THE PIGEON MAN

THE PIGEON MAN

The area around Centre de Pompidou at 8PM was like the movie version of Paris in spring: young people relaxing on the hilltop slope in golden hour light, eating ice cream and chatting to the sound of pigeons coming home to roost and flying overhead. And if you visit around then, you might see the pigeon man. Wizened and hunchbacked, he appeared like clockwork both days we were there, in a grey down coat and carrying a small shopping trolley, a faded walking stick. The pigeons went wild, fluttering down in unbelievable numbers until you could not ignore the pandemonium. I inched closer and saw the plastic bags - four or five and heaping full of bird food that he scattered by the fistful, looking completely unbothered by the frenzy of flapping wings and piegons coming to perch on his head and back before flying off. Chaos, and bird calls, and then it was over. 

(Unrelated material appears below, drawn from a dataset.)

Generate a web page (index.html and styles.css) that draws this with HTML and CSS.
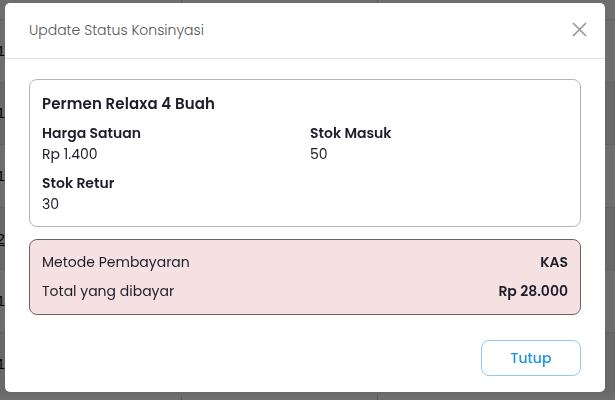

I call him the pigeon man and wish I could tell you his name. 

I read once that some tribes in Africa and South America believed if you took someone's picture, you would also steal their soul. Seeing him in the centre of pigeon pandemonium, surrounded by tourists with their phones and cameras out, I felt guilty and complicit in the act of doing just that. He was not some zoo animal to be gawked at and made into a spectacle, collected for personal recollection and dismissed as soon as the feeding session ended. Part of me desperately wanted to go up to him and speak to him, ask him his story.

But - like everyone else - I kept my distance. It may have been my lack of French, his surly, insular and slightly unkempt manner that suggested he might wave me away impatiently or the worry I would be disrespectful, but it was also just fear in general. These are the little travel moment discomforts where you're at the edge of your comfort zone but don't choose to cross the line, and I'll always be left wondering a little about what might've happened if I did. The issue of respect is also a really interesting one - I'm not insensible to the fact that barging in cheerfully and intrusively demanding some sort of Eat Pray Love story from a stranger may actually be more disrespectful and 'entitled tourist' than leaving someone to their personal space and not bothering them. But without taking the risk to speak to him and ask, I will never know. By the time I finished wrestling with all this, the moment was gone and he was gone.

What I do remember is the sheer wonder of seeing the sight and the striking, frantic beauty of it all. I love birds and always found it sad how pigeons are given a bad reputation: city rats, dirty, disgusting... but in Paris, I learned there was someone who cared for them. I didn't even notice I actually had my shutter speed set a little low until it was all over. But a lucky happenstance, I think: all birds in flight are beautiful creatures. 

It's poor compensation for an actual conversation and portrait, but I hope these photos capture a little bit of what it felt like to be looking on.